● **REQUEST**
How many lines in the listing below include the word "html"? Answer with the number and nothing else.

● **INFORMATION SHOWN**
---

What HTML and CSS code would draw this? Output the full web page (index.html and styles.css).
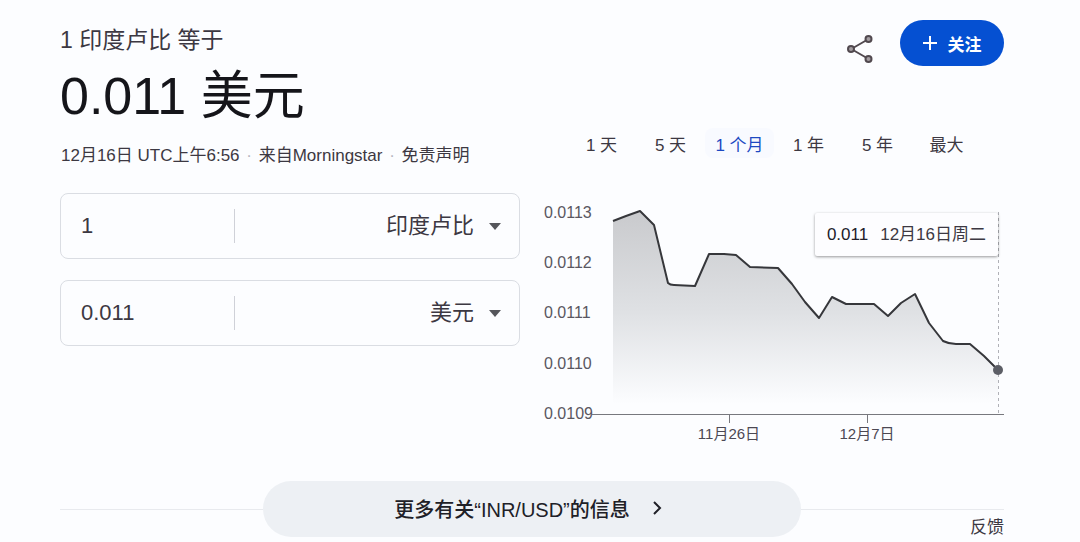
FILE: index.html
```
<!DOCTYPE html>
<html lang="zh-CN">
<head>
  <meta charset="UTF-8" />
  <meta name="viewport" content="width=device-width, initial-scale=1.0" />
  <title>印度卢比 - 美元</title>
  <link rel="stylesheet" href="styles.css">
</head>
<body>
  <main class="converter">
    <header class="header">
      <div>
        <p class="from">1 印度卢比 等于</p>
        <h1 class="rate">0.011 美元</h1>
      </div>
      <div class="actions">
        <button class="share-btn" aria-label="分享">
          <svg width="28" height="30" viewBox="0 0 28 30" fill="none" stroke="#51494f" stroke-width="2">
            <path d="M7 14 L20 6.500 M7 16 L20 23.500" />
            <circle cx="5" cy="15" r="3" fill="#a39da1" />
            <circle cx="22.500" cy="5" r="3" fill="#a39da1" />
            <circle cx="22.500" cy="25" r="3" fill="#a39da1" />
          </svg>
        </button>
        <button class="follow-btn">
          <svg width="14" height="14" viewBox="0 0 14 14" stroke="#fff" stroke-width="2"><path d="M7 0v14M0 7h14" /></svg>
          关注
        </button>
      </div>
    </header>

    <div class="content">
      <section class="fields">
        <p class="source">12月16日 UTC上午6:56 <span class="dot">·</span> 来自Morningstar <span class="dot">·</span> <a href="#">免责声明</a></p>
        <div class="field">
          <input class="amount" type="text" value="1" aria-label="印度卢比金额" />
          <select class="currency" aria-label="原货币">
            <option>印度卢比</option>
            <option>美元</option>
          </select>
          <svg class="arrow" width="12" height="7" viewBox="0 0 12 7"><path d="M0 0h12L6 7z" fill="#55565b" /></svg>
        </div>
        <div class="field">
          <input class="amount" type="text" value="0.011" aria-label="美元金额" />
          <select class="currency" aria-label="目标货币">
            <option>美元</option>
            <option>印度卢比</option>
          </select>
          <svg class="arrow" width="12" height="7" viewBox="0 0 12 7"><path d="M0 0h12L6 7z" fill="#55565b" /></svg>
        </div>
      </section>

      <section class="history">
        <nav class="ranges">
          <button class="range">1 天</button>
          <button class="range">5 天</button>
          <button class="range selected">1 个月</button>
          <button class="range">1 年</button>
          <button class="range">5 年</button>
          <button class="range">最大</button>
        </nav>
        <div class="chart">
          <svg class="plot" viewBox="0 0 460 245">
            <defs>
              <linearGradient id="fade" x1="0" y1="0" x2="0" y2="1">
                <stop offset="0" stop-color="#c9cacd" />
                <stop offset="0.5" stop-color="#dfe1e4" />
                <stop offset="0.95" stop-color="#fcfdff" />
              </linearGradient>
            </defs>
            <g class="y-labels">
              <text x="0" y="18">0.0113</text>
              <text x="0" y="68">0.0112</text>
              <text x="0" y="118">0.0111</text>
              <text x="0" y="169">0.0110</text>
              <text x="0" y="219">0.0109</text>
            </g>
            <path fill="url(#fade)" d="M69 21 L82 16 96 11 110 25 124 83 Q126 85 130 85 L151 86 165 54 180 54 192 55 206 67 234 68 248 84 261 102 275 118 288 97 302 104 330 104 344 116 357 103 371 94 385 123 399 141 Q405 144 412 144 L426 144 440 156 454 170 V214 H69 Z" />
            <path class="line" d="M69 21 L82 16 96 11 110 25 124 83 Q126 85 130 85 L151 86 165 54 180 54 192 55 206 67 234 68 248 84 261 102 275 118 288 97 302 104 330 104 344 116 357 103 371 94 385 123 399 141 Q405 144 412 144 L426 144 440 156 454 170" />
            <path class="axis" d="M48 214.500H460 M185.500 214v9 M323.500 214v9" />
            <path class="cursor" d="M454.500 12V214" />
            <circle cx="454" cy="170" r="5" fill="#5c5e66" />
            <g class="x-labels">
              <text x="185" y="239">11月26日</text>
              <text x="323" y="239">12月7日</text>
            </g>
          </svg>
          <div class="tooltip"><b>0.011</b><span>12月16日周二</span></div>
        </div>
      </section>
    </div>

    <footer class="footer">
      <div class="rule"></div>
      <button class="more-btn">
        更多有关“INR/USD”的信息
        <svg width="10" height="14" viewBox="0 0 10 14" fill="none" stroke="#202027" stroke-width="2"><path d="M2 1l6 6-6 6" /></svg>
      </button>
      <div class="rule"><a href="#">反馈</a></div>
    </footer>
  </main>
</body>
</html>
```
FILE: styles.css
```
* {
  box-sizing: border-box;
}
body {
  margin: 0;
  font-family: "Liberation Sans", "Noto Sans CJK SC", sans-serif;
  background: #fcfdff;
  color: #3c3842;
}
button, input, select {
  font-family: inherit;
  color: inherit;
  border: 0;
  background: none;
  padding: 0;
}
button {
  cursor: pointer;
}
a {
  color: inherit;
  text-decoration: none;
}
p, h1 {
  margin: 0;
}
.converter {
  padding: 20px 76px 0 60px;
}
.header {
  display: flex;
  justify-content: space-between;
  align-items: flex-start;
}
.from {
  padding-top: 6px;
  font-size: 23px;
  line-height: 28px;
}
.rate {
  padding-top: 10px;
  font-size: 52px;
  font-weight: 400;
  line-height: 64px;
  color: #15151a;
}
.actions {
  display: flex;
  align-items: center;
  gap: 26px;
}
.share-btn {
  display: flex;
  padding-top: 12px;
}
.follow-btn {
  display: flex;
  align-items: center;
  justify-content: center;
  gap: 11px;
  width: 104px;
  height: 46px;
  border-radius: 23px;
  background: #0550d2;
  color: #fff;
  font-size: 17px;
  font-weight: 700;
}
.content {
  display: grid;
  grid-template-columns: 1fr 1fr;
  gap: 24px;
}
.source {
  padding: 15px 0 0 1px;
  margin-bottom: 24px;
  font-size: 17px;
  line-height: 26px;
  white-space: nowrap;
}
.dot {
  margin: 0 2px;
  color: #b5b7bf;
}
.field {
  display: flex;
  align-items: center;
  height: 66px;
  margin-bottom: 21px;
  padding: 0 18px 0 20px;
  border: 1px solid #dadde3;
  border-radius: 8px;
  font-size: 22px;
}
.amount {
  width: 154px;
  height: 34px;
  border-right: 1px solid #cfd1d8;
  font-size: 22px;
  outline: none;
}
.currency {
  flex: 1;
  appearance: none;
  font-size: 22px;
  line-height: 32px;
  text-align-last: right;
}
.arrow {
  margin-left: 15px;
}
.ranges {
  display: grid;
  grid-template-columns: repeat(6, 1fr);
  padding: 0 23px;
}
.range {
  height: 30px;
  font-size: 17px;
  border-radius: 8px;
}
.range.selected {
  color: #1c49c2;
  background: #f8faff;
}
.chart {
  position: relative;
  margin-top: 42px;
}
.plot {
  display: block;
  width: 100%;
}
.y-labels {
  font-size: 16px;
  fill: #5a5761;
}
.x-labels {
  font-size: 15px;
  fill: #4c4853;
  text-anchor: middle;
}
.line {
  fill: none;
  stroke: #36373b;
  stroke-width: 2;
  stroke-linejoin: round;
}
.axis {
  stroke: #77787e;
}
.cursor {
  stroke: #b0b1b7;
  stroke-dasharray: 3 3;
}
.tooltip {
  position: absolute;
  top: 13px;
  right: 6px;
  display: flex;
  gap: 12px;
  padding: 9px 12px 8px;
  border-radius: 2px;
  background: #fdfdff;
  box-shadow: 0 1px 3px rgba(0, 0, 0, 0.4);
  font-size: 17px;
  line-height: 26px;
  white-space: nowrap;
}
.tooltip b {
  font-weight: 500;
  color: #22202a;
}
.footer {
  display: grid;
  grid-template-columns: 1fr 57% 1fr;
  padding-top: 36px;
}
.more-btn {
  display: flex;
  align-items: center;
  justify-content: center;
  gap: 22px;
  height: 56px;
  padding: 0 8px 2px 0;
  border-radius: 28px;
  background: #edf0f4;
  color: #202027;
  font-size: 20px;
  font-weight: 500;
}
.rule {
  margin-top: 28px;
  padding-top: 5px;
  border-top: 1px solid #e8eaee;
  font-size: 17px;
  line-height: 26px;
  text-align: right;
}
```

---

● **ANSWER FOR THIS EXERCISE**
5